Sunday, June 02, 2013

My Sunday Feeling


I do a little work for a non-profit.  They station me at a desk in the conference room.  Last week I shared my space with auditors.  They were there performing the yearly audit that all non-profits have to go through.  I remember spending much quality time with auditors when I was the President of the Board of the local women's shelter.

Now, my current boss is a straight up kinda gal.  And the Executive Director over at Women and Children First is as well.  And still, the auditors had questions.  It's their job.  Sometimes stuff looks funny.  Expenditures sometimes don't get readily tied down to justifiable business reasons.  People forget to write stuff down.  It happens.  When the business is run by straight up people, explanations are found.  Corrective measures are taken if needed based on the auditors' recommendations and things roll on until the next year when it happens all over again.  Complete and total transparency will cure a lot of problems while you are getting audited.
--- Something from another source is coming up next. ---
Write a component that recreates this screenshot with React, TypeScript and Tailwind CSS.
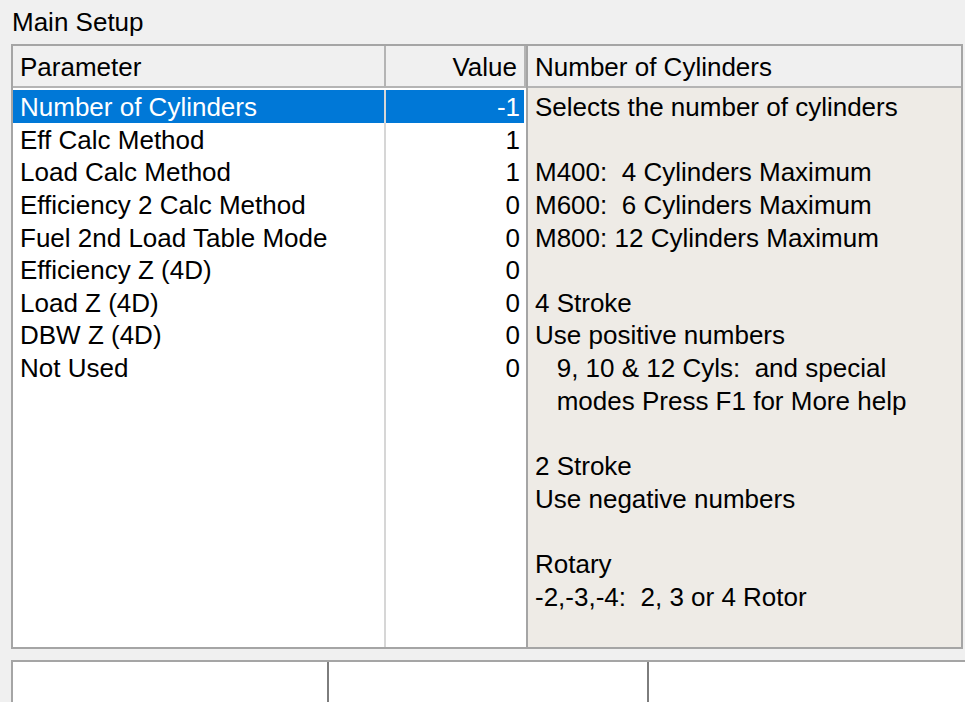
const rows: [string, string][] = [
  ['Number of Cylinders', '-1'],
  ['Eff Calc Method', '1'],
  ['Load Calc Method', '1'],
  ['Efficiency 2 Calc Method', '0'],
  ['Fuel 2nd Load Table Mode', '0'],
  ['Efficiency Z (4D)', '0'],
  ['Load Z (4D)', '0'],
  ['DBW Z (4D)', '0'],
  ['Not Used', '0'],
]

const help = [
  'Selects the number of cylinders',
  '',
  'M400:  4 Cylinders Maximum',
  'M600:  6 Cylinders Maximum',
  'M800: 12 Cylinders Maximum',
  '',
  '4 Stroke',
  'Use positive numbers',
  '   9, 10 & 12 Cyls:  and special',
  '   modes Press F1 for More help',
  '',
  '2 Stroke',
  'Use negative numbers',
  '',
  'Rotary',
  '-2,-3,-4:  2, 3 or 4 Rotor',
]

export default function App() {
  const selected = 0

  return (
    <div className="h-[702px] w-[965px] overflow-hidden bg-[#f0f0f0] text-[26px] text-black font-['Liberation_Sans',Arial,sans-serif]">
      {/* Title */}
      <div className="h-[44px] pl-[12px] pt-[6px] leading-[32px]">Main Setup</div>

      {/* Parameter list + help */}
      <div className="ml-[11px] flex h-[605px] w-[952px] border-2 border-[#a5a5a5] bg-white">
        <div className="flex w-[513px] flex-col">
          <div className="flex h-[42px] border-b-2 border-[#b4b4b4] bg-[#f0f0f0] leading-[42px]">
            <div className="w-[373px] border-r-2 border-[#b4b4b4] pl-[7px]">Parameter</div>
            <div className="flex-1 border-r-2 border-[#b4b4b4] pr-[7px] text-right">Value</div>
          </div>
          <div className="flex flex-1 pt-[2px]">
            <div className="w-[373px] border-r-2 border-[#d6d6d6]">
              {rows.map(([name], i) => (
                <div
                  key={name}
                  className={`h-[32.65px] pl-[7px] leading-[35px] whitespace-nowrap ${
                    i === selected ? 'bg-[#0078d7] text-white' : ''
                  }`}
                >
                  {name}
                </div>
              ))}
            </div>
            <div className="flex-1 pr-[2px]">
              {rows.map(([name, value], i) => (
                <div
                  key={name}
                  className={`h-[32.65px] pr-[4px] text-right leading-[35px] ${
                    i === selected ? 'bg-[#0078d7] text-white' : ''
                  }`}
                >
                  {value}
                </div>
              ))}
            </div>
          </div>
        </div>

        {/* Help pane */}
        <div className="flex flex-1 flex-col border-l-2 border-[#a5a5a5]">
          <div className="h-[42px] border-b-2 border-[#b4b4b4] bg-[#f0f0f0] pl-[7px] leading-[42px]">
            Number of Cylinders
          </div>
          <div className="flex-1 bg-[#eeebe6] pl-[7px] pt-[2px]">
            {help.map((line, i) => (
              <div key={i} className="h-[32.65px] whitespace-pre leading-[35px]">
                {line}
              </div>
            ))}
          </div>
        </div>
      </div>

      {/* Lower panel */}
      <div className="ml-[11px] mt-[11px] flex h-[60px] border-l-2 border-t-2 border-[#a5a5a5] bg-white">
        <div className="w-[316px] border-r-2 border-[#7d7d7d]" />
        <div className="w-[320px] border-r-2 border-[#7d7d7d]" />
        <div className="flex-1" />
      </div>
    </div>
  )
}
For those of you who don't know the lady in the mugshot, this is Martha Shoffner who recently resigned as the Arkansas State Treasurer after she was charged by the Feds with extortion under something called the Hobbs Act.  It is alleged that she was caught taking a cash payment concealed in a pie box from an informant wearing a wire.  The informant is widely suspected in the media to have been employed as a broker with a small investment shop over in Russellville, Arkansas with whom the Treasurer's office did a substantial amount of business.

Shoffner's troubles began with-guess who?-the auditors when she couldn't provide them with a reasonable explanation-or any explanation really-why her office a) did so much business with this firm and b) as to whose idea was it to sell some bonds prior to maturity which resulted in a 700k hicky to the State's portfolio.

Now, that's all I am going to say about the criminal case.  She has the right to defend herself and her guilt or innocence will be determined by the jury.  As it should be.

What I am going to talk about is how it makes absolutely no sense for a 3 billion dollar investment portfolio to be managed by somebody whose only qualification is to win a statewide election.  Arkansas has too many Constitutional elective offices that serve very little useful purpose other than to give politicians a seat to warm until they are term limited or are elected to something else.  One exception to this general rule was Jimmie Lou Fisher who was Shoffner's predecessor  in office.  She brought the Treasurer's office into the 21st century.  I love Jimmie Lou.  But it's a low bar.

The State Auditor doesn't audit a damn thing.  The Land Commissioner sells property for the delinquent taxes.  The Lieutenant Governor presides over the Senate and causes headaches for the Governor whenever he leaves the State.  The Secretary of State at least is in charge of corporate filings and voting.  At least that's something.  The state would be better off if the people would abolish these nickleshit offices that haven't been particularly relevant or even needed since the Depression.  We would be better off to put these offices under the aegis of the Governor who would appoint presumably qualified people to run them.

I'm not the first person to suggest this.  Indeed, the press has been bristling with similar suggestions.  But this would take a constitutional amendment.  And Arkansas being Arkansas, there would be grumblings that this would put too much power in the hands of the Governor .  So it will probably never happen.

OK.  Here's a second thought.  Raise the salary in some of these offices.  Take the Treasurer's office.  The taxpayers pay the person in that job $54,000.  To manage a portfolio of 3 billion.  This is insane.  No wonder the Martha Shoffners of this world run for these rinky dink offices.  In her case, she needed the money and secondly there is no economic incentive for a person with expertise in the investment business to want that job.  For example, I don't know how much money the man that manages what passes for my portfolio makes per year.  But I bet it is at least about 5 times what the Treasurer's gig pays.  Indeed, I make more money than that office pays.  And I'm semi-retired.  Under these facts, it is a miracle from God that something like the Shoffner mess hasn't happened before now.

According to an article published last Sunday in the Arkansas Democrat-Gazette, Shoffner had trouble paying the rent for an apartment in downtown Little Rock.  Her present difficulties are not just a scandal.  Or a tragedy, although personally I refuse to see a tragic dimension to selling your office for rent money if indeed that turns out to be the case.

It's an embarrassment to the State of Arkansas.  Sometimes you really do get what you pay for.